Là, il apporte bien plus que son expérience. Il transmet une culture de la gagne, une assurance collective, et devient rapidement un pilier de l’équipe. Son élégance balle au pied, sa lecture du jeu hors pair et sa relance millimétrée font de lui un point d’ancrage inestimable.
Au cours de ses six saisons chez les Marine et Blanc, il dispute 198 matchs en première division et participe activement aux conquêtes girondines de cette époque faste. Son nom reste à jamais associé au renouveau du club dans les années 80.

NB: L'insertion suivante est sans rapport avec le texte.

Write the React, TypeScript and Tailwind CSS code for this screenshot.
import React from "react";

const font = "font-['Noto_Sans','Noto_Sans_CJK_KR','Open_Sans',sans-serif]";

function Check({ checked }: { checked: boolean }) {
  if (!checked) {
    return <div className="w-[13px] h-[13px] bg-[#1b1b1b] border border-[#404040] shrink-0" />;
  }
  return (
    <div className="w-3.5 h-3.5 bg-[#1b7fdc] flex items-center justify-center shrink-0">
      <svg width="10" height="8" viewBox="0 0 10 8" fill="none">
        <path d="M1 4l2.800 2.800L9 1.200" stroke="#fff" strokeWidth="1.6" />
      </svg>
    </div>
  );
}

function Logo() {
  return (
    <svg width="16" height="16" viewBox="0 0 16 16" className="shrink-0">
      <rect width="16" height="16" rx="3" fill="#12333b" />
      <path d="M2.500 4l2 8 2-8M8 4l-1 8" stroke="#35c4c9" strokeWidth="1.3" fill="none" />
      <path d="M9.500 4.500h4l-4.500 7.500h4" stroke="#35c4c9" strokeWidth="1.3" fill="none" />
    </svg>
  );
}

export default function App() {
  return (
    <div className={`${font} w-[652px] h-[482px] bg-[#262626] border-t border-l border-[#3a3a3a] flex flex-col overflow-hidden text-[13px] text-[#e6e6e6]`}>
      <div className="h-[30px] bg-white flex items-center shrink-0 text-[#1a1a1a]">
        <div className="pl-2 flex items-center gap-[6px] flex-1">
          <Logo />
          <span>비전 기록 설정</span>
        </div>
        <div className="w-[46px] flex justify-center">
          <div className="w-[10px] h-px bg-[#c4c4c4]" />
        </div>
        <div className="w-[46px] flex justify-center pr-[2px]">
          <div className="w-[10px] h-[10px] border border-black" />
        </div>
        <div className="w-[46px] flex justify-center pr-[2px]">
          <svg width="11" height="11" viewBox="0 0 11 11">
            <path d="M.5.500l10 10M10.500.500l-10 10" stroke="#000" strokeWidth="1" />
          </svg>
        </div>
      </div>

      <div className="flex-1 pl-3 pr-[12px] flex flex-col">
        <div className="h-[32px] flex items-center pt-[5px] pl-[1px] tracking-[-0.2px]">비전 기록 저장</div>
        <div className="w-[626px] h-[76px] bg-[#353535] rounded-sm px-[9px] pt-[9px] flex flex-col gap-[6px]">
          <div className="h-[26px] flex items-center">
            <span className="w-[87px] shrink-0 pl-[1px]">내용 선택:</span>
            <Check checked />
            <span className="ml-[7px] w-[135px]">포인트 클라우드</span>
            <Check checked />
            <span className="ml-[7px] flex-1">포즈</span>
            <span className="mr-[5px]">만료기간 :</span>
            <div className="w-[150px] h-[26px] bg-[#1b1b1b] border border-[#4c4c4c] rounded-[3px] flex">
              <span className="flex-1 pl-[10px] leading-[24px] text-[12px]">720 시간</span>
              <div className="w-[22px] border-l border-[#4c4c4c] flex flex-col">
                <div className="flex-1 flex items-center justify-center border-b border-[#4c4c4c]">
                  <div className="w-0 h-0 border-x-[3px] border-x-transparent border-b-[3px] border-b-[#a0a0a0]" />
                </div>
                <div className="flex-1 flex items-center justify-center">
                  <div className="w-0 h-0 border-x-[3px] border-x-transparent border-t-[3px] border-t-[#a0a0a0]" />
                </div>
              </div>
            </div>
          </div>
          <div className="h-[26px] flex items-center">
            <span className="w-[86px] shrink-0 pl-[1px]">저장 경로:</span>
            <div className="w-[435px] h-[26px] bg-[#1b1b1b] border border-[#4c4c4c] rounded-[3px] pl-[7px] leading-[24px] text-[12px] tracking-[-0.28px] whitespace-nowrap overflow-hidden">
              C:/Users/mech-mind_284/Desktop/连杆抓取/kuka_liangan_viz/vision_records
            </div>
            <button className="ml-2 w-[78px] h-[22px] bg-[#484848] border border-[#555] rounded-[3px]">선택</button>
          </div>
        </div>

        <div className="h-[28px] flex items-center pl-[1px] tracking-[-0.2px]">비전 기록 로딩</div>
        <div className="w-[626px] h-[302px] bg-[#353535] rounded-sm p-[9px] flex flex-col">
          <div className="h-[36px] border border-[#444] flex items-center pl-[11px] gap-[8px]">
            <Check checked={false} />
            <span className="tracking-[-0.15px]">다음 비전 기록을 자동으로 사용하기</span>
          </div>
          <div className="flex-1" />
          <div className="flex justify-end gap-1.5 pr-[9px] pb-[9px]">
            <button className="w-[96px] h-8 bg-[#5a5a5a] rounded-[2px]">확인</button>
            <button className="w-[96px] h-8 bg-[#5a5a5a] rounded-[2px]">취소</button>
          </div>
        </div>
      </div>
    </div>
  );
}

1984 : enfin le titre pour Bordeaux (et pour Marius)
La saison 1983-1984 reste une date majeure dans l’histoire des Girondins. Après deux décennies de disette, Bordeaux décroche enfin le titre de champion de France. Pour Marius Trésor, ce trophée arrive comme une récompense d’une carrière consacrée au plus haut niveau. C’est le titre qui manquait à son palmarès en club, et à Bordeaux tout est réuni pour que cette victoire ait un parfum particulier.
Il ne se présente pas comme un capitaine hurleur ou un meneur d’hommes à la Deschamps, mais plutôt comme une boussole : toujours à la bonne position, toujours calme, toujours juste. Dans une équipe où cohabitent les talents de Giresse, Tigana, Battiston ou Dropsy, Trésor incarne la solidité. Une équipe qui restera légendaire aux yeux de nombreux supporters girondins… et à juste titre.

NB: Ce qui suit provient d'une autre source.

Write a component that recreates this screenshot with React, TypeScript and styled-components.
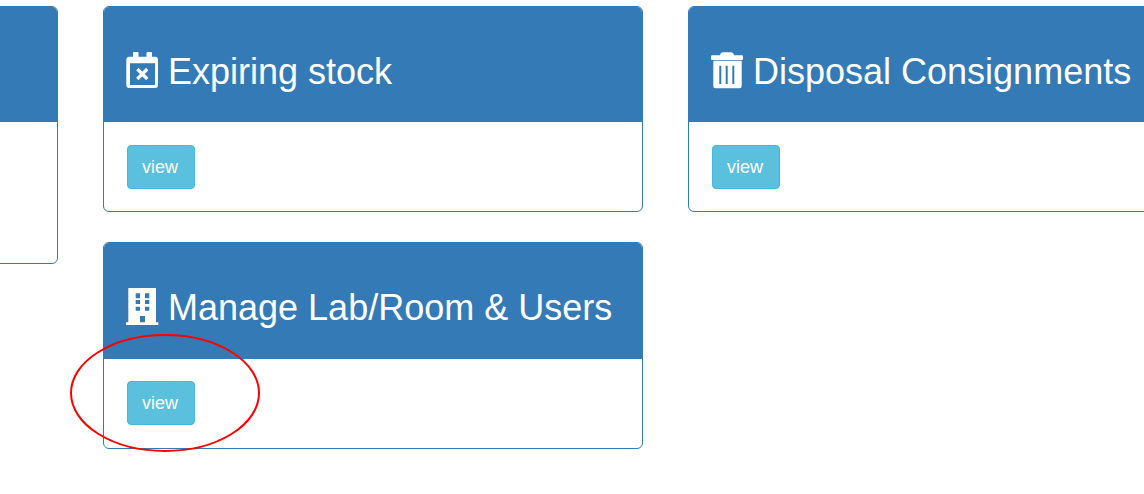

Le pilier de la défense des Bleus
Au-delà des frontières bordelaises, Marius Trésor a également marqué l’histoire de l’Équipe de France. Avec 65 sélections et un premier brassard de capitaine dès 1974, il fait partie de la génération qui prépare le terrain à l’exploit de 1984 (le titre européen) et à la glorieuse épopée de 1982 en Espagne.
Impossible d’évoquer sa carrière internationale sans parler de la mythique demi-finale contre l’Allemagne à Séville. Ce 8 juillet 1982, dans une soirée torride andalouse, Trésor inscrit un but splendide, d’une volée dans la surface allemande. Un bijou dans un match resté dans toutes les mémoires, malgré l’issue cruelle pour les Français aux tirs au but.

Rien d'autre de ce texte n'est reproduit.